Conventional wisdom says the stock market should do well under a “business friendly” Republican congress. However, the market has had a muted reaction to the election today. Perhaps the rally over the past few weeks was in anticipation of last night’s results? In any event, history suggests that stocks do well regardless of which political party is in control.

The data below from JP Morgan looks at annual stock market returns from 1937 to 2011. As you can see it did best when Republicans were in charge of all three branches of government (RRR) posting an annual return of 17.5%. When a Democrat was in the White House and faced a slit congress (DSPLIT) the return was strong as well at 15.4%. While it is fun to look at these numbers, the history is quite short and we can’t have much confidence in their predictive ability. Besides long term investors should look through these changes in political power and not get caught up in market timing.

Still, here is what we are hearing from Wall Street analysts about the likely effects of the election near term.

Hope springs eternal for some who believe rather than gridlock and bickering, we will see some legislative success as House Speaker Boehner and new Senate Majority Leader McConnell are moderates who want to rebuild their brand. The President will be conscious of his “legacy” and looking for victories. A WSJ article notes that “Much as the President needs to show he can still notch achievements, Republicans need to show voters they are capable of effective governance”.

Morgan Stanley believes that the Republicans won’t go after Obamacare early on as that would “poison the waters” and would doom anything else they want to get done. Holding hearings on “regulatory and executive abuse of power” would do the same.

Some analysts believe immigration reform could get done, but probably not if the President Obama issues executive orders granting new protections for illegal immigrants in the lame duck session coming up. The Presidents post-election press conference this afternoon may provide a hint as to his flexibility on this and other issues.

Senator Murkowski is expected to become head of the Senate Energy Committee and will be a powerful force for energy policy reform for Alaska and other energy states. Approval of the XL Keystone pipeline, that sends 830,000 barrels of oil a day through the middle of the country to Gulf Coast refineries, is more likely. And the ban on crude oil exports may fall by the wayside.
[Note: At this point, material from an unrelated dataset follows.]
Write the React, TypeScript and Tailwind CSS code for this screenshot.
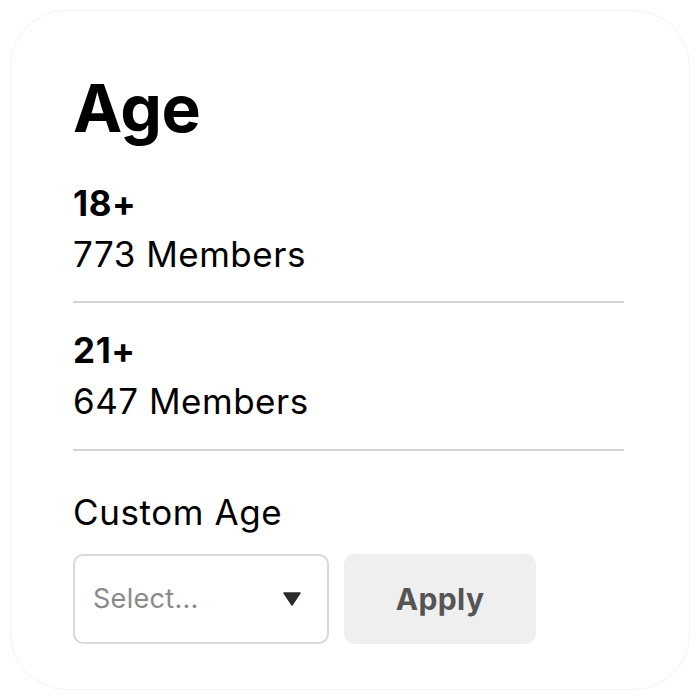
import { useState } from "react";

const options = [
  { label: "18+", members: 773 },
  { label: "21+", members: 647 },
];

export default function App() {
  const [age, setAge] = useState("");

  return (
    <div className="w-[700px] h-[700px] bg-white p-[10px]" style={{ fontFamily: "Inter, 'Noto Sans', sans-serif" }}>
      <div className="h-full rounded-[56px] border border-[#f3f3f3] bg-white pl-[62px] pr-[65px] pt-[64px] text-black">
        <h1 className="text-[66px] leading-[66px] font-bold tracking-[-0.5px]">Age</h1>

        <div className="mt-[42px]">
          {options.map((o, i) => (
            <div key={o.label}>
              <div className={i === 0 ? "pb-[27px]" : "pt-[27px] pb-[28px]"}>
                <div className="text-[35px] leading-[40px] font-bold tracking-[0.6px]">{o.label}</div>
                <div className="mt-[11px] text-[35px] leading-[40px] tracking-[0.5px]">{o.members} Members</div>
              </div>
              <div className="h-[2px] bg-[#d6d6d6]" />
            </div>
          ))}
        </div>

        <div className="mt-[41px] text-[35px] leading-[40px] tracking-[0.6px]">Custom Age</div>

        <div className="mt-[22px] flex gap-[15px]">
          <label className="relative flex h-[90px] w-[256px] items-center rounded-[10px] border-2 border-[#d9d9d9] bg-white pl-[18px] pr-[26px]">
            <select
              value={age}
              onChange={(e) => setAge(e.target.value)}
              className="absolute inset-0 opacity-0"
            >
              <option value="">Select...</option>
              {Array.from({ length: 83 }, (_, k) => k + 18).map((n) => (
                <option key={n} value={n}>
                  {n}+
                </option>
              ))}
            </select>
            <span className="flex-1 text-[27px] tracking-[0.3px] text-[#8a8a8a]">{age ? `${age}+` : "Select..."}</span>
            <svg width="18" height="14" viewBox="0 0 18 14" className="pointer-events-none">
              <path d="M1 1 H17 L9 13 Z" fill="#2b2b2b" strokeLinejoin="round" stroke="#2b2b2b" strokeWidth="1.5" />
            </svg>
          </label>
          <button className="h-[90px] w-[192px] rounded-[10px] bg-[#efefef] text-[30px] font-bold tracking-[0.4px] text-[#555555]">
            Apply
          </button>
        </div>
      </div>
    </div>
  );
}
While personal tax reform is unlikely, business tax reform is possible. The US corporate tax rate, at 35%, is one of the highest in the world. A lower rate in return for closing loopholes and more infrastructure spending on roads and bridges might get done. There is support for removing the Obamacare tax on medical devices, which is very unpopular.

Trade legislation will probably get a boost with Republicans giving the President “fast track” authority to do deals with the European Union and Japan and 10 other economies in the Pacific Rim. That’s good for growth.

Some believe the financial sector may benefit. However, Wall Street is out of favor with Main Street. This would seem unlikely to us.

The entitlement reform can is also likely to be kicked down the road again given the sharp improvement in the federal budget deficit.

Historically stock markets have experienced a mild bounce after mid-term elections partly because of the removal of uncertainty. The next big hurdle is the debt ceiling in February where we will no doubt see much horse-trading and brinkmanship. So enjoy this brief respite while it lasts.

My name is Jeff Pantages. I am the CIO of Alaska Permanent Capital Management and I approve this message. (Hopefully that is the last time you will hear a version of that tag line – until 2016!)